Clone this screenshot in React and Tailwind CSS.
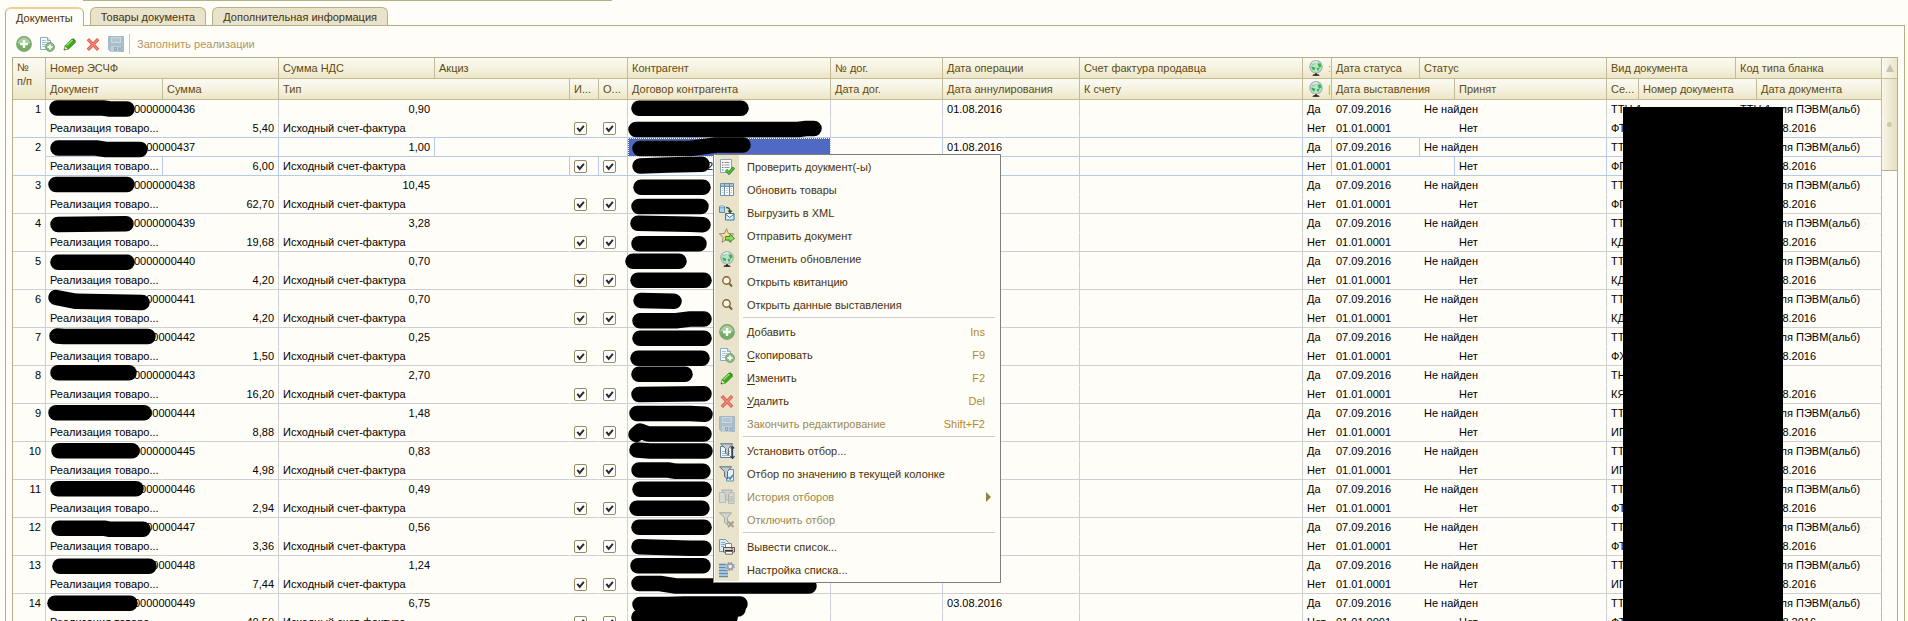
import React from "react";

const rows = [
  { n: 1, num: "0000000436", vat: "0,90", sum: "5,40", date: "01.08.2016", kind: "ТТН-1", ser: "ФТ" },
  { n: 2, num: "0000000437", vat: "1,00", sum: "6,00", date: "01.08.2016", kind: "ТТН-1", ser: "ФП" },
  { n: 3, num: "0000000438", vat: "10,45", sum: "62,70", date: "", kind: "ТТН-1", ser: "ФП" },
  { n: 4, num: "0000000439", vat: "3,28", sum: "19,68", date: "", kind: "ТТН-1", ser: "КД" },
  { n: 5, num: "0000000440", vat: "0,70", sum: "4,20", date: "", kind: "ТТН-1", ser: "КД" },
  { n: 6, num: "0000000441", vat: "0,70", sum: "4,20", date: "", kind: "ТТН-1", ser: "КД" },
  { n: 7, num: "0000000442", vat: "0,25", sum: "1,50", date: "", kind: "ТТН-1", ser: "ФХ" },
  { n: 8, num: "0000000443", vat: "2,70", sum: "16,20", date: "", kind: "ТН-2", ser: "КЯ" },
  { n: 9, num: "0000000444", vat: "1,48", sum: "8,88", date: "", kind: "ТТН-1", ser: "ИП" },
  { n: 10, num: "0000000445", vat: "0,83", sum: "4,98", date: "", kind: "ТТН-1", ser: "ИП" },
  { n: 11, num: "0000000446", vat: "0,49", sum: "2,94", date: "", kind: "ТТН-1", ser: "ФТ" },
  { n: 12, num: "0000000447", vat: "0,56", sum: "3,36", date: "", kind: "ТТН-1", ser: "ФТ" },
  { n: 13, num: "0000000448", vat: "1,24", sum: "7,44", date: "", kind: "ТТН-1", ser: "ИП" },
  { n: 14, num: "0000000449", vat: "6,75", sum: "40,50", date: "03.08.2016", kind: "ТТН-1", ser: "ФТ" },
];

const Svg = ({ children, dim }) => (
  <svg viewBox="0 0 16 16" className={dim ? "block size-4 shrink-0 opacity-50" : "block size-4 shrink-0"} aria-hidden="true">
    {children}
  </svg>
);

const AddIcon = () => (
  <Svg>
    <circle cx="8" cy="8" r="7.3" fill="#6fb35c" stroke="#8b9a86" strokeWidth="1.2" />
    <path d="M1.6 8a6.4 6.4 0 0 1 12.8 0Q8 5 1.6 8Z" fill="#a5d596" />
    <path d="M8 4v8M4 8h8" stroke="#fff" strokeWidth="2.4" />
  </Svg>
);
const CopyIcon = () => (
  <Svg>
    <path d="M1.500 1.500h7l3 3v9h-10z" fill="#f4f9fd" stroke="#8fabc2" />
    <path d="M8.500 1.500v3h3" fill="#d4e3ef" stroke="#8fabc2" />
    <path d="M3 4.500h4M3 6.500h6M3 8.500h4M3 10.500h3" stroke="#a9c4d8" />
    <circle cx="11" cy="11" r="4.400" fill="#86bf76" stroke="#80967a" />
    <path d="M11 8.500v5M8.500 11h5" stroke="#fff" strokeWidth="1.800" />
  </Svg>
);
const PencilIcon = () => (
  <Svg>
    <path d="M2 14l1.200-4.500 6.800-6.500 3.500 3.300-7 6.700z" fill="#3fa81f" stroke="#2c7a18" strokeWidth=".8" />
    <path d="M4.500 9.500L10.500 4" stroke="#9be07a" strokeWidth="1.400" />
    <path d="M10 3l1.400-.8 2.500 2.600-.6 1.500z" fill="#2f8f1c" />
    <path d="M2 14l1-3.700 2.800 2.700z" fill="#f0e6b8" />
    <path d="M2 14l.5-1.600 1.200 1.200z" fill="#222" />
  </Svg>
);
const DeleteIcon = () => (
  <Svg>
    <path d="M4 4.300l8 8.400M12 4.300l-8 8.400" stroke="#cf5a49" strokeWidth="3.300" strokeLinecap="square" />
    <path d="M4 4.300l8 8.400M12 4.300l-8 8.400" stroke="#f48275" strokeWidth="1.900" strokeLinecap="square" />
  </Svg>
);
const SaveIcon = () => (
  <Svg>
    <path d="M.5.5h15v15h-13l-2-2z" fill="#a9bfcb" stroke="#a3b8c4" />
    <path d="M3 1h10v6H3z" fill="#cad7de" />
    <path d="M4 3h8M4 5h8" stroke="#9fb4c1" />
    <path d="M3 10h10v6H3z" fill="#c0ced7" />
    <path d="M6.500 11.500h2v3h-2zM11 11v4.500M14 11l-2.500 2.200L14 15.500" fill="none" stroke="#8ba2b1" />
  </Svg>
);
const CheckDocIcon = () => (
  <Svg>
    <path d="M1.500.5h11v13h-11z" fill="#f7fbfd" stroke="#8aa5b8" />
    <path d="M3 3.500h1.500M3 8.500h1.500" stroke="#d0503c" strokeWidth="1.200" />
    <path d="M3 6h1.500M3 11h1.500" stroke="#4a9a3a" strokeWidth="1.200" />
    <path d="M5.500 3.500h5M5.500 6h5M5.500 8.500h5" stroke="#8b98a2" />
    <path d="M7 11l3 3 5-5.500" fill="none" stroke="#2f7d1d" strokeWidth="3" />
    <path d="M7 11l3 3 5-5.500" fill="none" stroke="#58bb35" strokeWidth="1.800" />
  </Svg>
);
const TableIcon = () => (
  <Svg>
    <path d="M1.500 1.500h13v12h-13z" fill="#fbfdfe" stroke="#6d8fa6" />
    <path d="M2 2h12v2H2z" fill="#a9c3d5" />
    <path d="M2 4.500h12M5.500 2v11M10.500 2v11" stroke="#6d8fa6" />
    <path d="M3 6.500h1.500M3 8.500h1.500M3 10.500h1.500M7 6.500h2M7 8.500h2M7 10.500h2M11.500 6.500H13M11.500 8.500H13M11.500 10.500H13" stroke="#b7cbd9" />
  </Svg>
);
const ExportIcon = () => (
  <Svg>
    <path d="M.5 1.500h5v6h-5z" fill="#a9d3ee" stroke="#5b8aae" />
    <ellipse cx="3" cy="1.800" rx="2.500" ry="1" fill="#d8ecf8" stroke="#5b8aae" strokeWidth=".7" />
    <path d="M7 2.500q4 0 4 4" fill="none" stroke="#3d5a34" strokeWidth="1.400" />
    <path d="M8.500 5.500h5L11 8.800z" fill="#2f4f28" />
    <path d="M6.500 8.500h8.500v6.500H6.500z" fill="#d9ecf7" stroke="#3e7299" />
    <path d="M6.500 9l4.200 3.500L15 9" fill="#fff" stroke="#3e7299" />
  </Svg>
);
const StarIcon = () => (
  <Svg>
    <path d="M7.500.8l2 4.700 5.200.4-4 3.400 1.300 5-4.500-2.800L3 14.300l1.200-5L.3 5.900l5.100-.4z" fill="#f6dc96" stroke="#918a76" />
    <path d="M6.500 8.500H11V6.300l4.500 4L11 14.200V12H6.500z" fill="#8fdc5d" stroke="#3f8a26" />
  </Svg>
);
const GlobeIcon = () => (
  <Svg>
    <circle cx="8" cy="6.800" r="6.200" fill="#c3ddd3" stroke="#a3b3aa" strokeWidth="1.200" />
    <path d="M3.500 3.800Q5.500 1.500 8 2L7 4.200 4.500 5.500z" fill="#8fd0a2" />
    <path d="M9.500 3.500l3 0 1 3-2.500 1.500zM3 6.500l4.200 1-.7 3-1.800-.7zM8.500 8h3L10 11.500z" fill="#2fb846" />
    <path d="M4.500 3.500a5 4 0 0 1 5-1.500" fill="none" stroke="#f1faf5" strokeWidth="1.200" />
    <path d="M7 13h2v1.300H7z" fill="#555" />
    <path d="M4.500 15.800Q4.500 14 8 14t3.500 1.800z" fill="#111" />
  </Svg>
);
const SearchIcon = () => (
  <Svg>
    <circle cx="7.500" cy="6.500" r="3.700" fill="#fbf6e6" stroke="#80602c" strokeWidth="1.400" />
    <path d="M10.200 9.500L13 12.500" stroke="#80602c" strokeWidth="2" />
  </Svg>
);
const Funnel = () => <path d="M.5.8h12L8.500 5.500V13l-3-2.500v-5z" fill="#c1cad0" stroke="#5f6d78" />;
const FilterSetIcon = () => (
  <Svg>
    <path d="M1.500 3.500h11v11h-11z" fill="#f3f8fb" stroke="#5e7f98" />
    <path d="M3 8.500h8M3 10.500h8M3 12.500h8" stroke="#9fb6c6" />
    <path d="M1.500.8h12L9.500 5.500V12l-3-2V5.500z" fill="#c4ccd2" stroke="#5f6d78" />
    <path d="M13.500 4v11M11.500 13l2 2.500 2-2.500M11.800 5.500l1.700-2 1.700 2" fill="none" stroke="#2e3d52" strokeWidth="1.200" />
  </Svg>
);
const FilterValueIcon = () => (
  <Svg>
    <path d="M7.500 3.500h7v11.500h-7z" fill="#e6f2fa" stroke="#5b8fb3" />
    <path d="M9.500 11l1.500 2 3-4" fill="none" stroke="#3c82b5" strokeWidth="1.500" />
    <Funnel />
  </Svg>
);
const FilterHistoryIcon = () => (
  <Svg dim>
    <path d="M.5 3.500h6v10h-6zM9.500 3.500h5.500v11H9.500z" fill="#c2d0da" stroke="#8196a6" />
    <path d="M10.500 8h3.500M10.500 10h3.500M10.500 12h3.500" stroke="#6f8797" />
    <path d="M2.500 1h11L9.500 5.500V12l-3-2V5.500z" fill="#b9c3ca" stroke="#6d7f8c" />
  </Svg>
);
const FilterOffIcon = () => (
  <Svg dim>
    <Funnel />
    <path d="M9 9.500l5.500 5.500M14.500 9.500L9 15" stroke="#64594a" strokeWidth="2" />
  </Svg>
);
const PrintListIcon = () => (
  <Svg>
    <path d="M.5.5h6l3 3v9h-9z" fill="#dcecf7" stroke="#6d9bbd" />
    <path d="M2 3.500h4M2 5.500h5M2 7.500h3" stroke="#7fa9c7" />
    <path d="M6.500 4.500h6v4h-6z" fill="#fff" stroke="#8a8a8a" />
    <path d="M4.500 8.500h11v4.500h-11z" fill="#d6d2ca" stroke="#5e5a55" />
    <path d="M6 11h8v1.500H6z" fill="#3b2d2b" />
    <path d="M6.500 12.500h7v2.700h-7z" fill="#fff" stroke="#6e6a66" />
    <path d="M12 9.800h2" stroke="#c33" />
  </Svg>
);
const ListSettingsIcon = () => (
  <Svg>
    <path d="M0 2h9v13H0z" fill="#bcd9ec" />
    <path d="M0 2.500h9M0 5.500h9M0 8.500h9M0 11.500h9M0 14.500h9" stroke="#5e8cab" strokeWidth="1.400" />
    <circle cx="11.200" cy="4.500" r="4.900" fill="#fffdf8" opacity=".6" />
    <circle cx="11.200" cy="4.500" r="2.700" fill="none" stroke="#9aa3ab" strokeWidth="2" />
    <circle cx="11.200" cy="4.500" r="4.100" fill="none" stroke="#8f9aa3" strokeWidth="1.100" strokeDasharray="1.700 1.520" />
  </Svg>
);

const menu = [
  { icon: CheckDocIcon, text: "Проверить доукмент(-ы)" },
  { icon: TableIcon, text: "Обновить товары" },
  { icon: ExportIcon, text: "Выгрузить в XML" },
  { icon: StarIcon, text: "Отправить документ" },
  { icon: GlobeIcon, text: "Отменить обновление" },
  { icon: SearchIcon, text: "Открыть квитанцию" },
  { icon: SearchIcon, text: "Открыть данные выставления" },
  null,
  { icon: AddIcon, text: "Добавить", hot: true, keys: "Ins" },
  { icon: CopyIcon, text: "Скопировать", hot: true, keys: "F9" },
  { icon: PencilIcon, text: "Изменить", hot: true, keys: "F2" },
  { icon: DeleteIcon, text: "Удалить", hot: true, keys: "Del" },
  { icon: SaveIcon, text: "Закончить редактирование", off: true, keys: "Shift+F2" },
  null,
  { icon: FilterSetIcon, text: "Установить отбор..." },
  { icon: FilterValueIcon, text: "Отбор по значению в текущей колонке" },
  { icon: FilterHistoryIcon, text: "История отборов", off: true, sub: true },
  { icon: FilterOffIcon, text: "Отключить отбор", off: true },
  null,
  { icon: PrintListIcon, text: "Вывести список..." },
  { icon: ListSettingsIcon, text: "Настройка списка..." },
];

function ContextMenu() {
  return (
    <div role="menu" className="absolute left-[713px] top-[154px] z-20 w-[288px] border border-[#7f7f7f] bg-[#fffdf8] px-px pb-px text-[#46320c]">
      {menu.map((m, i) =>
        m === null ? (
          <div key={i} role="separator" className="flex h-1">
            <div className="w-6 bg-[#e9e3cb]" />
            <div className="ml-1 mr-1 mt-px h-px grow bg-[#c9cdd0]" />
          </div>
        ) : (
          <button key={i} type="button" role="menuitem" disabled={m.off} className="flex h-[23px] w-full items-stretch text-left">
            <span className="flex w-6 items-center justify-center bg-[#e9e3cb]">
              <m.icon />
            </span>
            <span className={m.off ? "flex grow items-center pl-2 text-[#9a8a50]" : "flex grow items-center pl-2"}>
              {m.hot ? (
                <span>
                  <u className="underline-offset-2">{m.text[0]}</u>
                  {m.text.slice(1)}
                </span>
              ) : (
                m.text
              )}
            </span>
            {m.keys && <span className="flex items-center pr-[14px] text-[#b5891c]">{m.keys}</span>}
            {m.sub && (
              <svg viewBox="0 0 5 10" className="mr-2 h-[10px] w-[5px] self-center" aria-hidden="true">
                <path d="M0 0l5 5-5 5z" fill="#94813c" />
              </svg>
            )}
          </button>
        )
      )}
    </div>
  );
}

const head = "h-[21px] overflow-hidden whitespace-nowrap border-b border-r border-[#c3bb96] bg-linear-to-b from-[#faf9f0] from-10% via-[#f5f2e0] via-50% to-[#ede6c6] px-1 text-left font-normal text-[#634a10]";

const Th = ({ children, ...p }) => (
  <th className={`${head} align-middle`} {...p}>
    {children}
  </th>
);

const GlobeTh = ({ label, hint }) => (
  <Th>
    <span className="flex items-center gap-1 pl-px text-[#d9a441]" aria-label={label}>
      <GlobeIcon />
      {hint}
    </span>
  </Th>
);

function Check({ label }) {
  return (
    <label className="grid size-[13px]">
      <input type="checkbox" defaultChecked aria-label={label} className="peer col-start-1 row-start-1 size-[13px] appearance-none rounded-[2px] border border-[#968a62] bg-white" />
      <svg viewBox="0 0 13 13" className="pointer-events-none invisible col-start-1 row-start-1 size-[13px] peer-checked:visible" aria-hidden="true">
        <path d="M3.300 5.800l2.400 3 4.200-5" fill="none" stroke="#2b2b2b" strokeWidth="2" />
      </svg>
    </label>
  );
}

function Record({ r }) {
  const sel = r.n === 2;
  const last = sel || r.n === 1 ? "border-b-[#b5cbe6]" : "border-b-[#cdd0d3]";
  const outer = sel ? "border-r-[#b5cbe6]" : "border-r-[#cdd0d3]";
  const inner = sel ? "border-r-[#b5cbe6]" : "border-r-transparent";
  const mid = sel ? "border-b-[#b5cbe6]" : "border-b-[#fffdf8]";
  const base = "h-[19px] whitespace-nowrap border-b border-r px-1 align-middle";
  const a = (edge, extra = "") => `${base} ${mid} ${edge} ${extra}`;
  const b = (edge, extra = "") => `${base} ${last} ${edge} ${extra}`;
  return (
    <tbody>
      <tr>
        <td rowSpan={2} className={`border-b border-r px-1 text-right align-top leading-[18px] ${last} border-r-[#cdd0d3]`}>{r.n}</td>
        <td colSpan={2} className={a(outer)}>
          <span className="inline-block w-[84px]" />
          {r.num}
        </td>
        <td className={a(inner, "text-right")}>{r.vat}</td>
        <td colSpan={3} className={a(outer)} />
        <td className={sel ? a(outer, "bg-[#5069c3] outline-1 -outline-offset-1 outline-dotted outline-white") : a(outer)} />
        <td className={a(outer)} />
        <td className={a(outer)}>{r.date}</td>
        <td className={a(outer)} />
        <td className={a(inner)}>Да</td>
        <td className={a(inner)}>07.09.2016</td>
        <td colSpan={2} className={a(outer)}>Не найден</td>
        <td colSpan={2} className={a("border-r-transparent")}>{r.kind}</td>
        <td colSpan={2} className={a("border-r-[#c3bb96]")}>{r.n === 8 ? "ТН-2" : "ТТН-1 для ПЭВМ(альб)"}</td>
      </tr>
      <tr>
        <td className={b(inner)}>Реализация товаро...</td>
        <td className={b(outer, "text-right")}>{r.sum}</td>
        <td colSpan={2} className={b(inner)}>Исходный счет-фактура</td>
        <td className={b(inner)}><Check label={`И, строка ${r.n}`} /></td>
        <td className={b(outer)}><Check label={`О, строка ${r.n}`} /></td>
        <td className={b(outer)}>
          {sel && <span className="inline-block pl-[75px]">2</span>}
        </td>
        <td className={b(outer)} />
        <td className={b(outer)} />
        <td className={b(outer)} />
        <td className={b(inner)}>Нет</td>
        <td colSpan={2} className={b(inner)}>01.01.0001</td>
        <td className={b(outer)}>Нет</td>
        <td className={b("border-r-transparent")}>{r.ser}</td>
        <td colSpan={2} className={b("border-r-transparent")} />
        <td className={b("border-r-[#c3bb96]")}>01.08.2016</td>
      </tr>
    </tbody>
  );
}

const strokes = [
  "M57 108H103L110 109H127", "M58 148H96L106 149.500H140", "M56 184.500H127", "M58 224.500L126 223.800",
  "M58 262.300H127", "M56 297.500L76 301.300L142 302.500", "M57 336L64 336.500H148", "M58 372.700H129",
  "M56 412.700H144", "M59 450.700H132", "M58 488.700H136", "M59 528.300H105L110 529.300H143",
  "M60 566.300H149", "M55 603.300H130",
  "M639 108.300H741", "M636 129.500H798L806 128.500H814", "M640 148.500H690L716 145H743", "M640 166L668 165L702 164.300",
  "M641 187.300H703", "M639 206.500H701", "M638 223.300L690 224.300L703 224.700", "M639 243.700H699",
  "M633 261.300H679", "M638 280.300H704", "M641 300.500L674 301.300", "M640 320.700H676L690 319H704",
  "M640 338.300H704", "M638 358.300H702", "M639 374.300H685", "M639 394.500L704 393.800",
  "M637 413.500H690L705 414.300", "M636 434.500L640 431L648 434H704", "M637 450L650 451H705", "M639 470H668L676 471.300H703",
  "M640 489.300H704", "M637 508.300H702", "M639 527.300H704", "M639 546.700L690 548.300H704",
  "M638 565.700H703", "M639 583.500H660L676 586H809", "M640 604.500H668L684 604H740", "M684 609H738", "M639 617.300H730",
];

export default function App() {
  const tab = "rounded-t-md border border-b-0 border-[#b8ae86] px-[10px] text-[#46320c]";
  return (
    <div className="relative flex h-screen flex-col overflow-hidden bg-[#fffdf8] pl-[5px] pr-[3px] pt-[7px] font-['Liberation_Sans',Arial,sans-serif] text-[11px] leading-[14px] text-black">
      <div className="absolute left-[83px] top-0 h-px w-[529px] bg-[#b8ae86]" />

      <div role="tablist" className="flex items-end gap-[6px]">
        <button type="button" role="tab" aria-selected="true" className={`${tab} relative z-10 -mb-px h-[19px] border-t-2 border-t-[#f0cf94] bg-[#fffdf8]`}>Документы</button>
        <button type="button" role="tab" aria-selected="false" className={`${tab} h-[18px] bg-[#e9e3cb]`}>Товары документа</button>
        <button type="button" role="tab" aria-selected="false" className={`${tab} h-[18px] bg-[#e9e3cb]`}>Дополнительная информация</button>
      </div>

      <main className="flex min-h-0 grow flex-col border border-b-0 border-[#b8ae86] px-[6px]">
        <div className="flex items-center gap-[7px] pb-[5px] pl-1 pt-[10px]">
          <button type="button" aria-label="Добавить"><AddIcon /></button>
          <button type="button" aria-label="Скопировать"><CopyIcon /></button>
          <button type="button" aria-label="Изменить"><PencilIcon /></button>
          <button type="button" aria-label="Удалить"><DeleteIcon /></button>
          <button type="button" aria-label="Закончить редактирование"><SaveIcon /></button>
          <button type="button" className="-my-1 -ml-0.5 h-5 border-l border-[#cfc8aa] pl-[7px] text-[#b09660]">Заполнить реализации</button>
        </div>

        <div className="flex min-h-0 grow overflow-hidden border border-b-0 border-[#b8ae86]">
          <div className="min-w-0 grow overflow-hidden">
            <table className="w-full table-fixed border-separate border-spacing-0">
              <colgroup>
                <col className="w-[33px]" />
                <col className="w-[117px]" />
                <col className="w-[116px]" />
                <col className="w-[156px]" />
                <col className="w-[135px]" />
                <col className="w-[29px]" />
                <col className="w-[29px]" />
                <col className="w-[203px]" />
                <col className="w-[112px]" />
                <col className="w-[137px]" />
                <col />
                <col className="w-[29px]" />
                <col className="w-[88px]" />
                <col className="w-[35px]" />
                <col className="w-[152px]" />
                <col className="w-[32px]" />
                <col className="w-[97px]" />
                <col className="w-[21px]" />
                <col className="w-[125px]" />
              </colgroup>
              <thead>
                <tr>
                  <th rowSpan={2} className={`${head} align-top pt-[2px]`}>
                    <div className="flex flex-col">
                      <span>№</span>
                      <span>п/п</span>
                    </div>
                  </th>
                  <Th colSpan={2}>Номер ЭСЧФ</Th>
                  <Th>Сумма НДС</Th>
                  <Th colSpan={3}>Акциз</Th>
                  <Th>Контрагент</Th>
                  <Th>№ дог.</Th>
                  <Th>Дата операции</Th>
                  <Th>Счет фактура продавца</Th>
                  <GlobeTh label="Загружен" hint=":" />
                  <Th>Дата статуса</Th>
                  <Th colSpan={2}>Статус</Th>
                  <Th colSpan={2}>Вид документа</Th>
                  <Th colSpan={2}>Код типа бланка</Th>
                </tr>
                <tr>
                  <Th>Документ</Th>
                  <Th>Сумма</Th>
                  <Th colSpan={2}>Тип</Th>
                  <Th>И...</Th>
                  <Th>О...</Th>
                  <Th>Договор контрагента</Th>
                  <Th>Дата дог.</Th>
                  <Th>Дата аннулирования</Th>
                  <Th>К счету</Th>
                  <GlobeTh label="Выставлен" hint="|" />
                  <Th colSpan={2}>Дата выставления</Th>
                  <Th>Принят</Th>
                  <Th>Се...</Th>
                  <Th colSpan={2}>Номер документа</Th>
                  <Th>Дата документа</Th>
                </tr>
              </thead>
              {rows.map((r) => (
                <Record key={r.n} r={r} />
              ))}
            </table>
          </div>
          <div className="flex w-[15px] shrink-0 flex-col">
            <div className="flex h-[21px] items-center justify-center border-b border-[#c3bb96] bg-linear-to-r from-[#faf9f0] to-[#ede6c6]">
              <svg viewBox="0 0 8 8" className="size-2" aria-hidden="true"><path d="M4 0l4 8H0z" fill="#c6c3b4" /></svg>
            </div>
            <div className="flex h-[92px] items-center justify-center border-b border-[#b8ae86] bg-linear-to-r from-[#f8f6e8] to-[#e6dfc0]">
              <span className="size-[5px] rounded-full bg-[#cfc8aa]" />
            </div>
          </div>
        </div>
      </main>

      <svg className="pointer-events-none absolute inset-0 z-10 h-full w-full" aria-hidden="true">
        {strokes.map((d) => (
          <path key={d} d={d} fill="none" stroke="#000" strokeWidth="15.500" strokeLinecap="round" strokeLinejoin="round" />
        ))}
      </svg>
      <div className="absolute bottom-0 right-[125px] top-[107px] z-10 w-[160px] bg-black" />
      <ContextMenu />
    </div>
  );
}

==============================

* _GIVEN REQUEST_:
Write down every line from the opening of the listing to the line with "import React from", both included, and nothing else; the pictures are omitted.

* _REPLY_:
Clone this screenshot in React and Tailwind CSS.
import React from "react";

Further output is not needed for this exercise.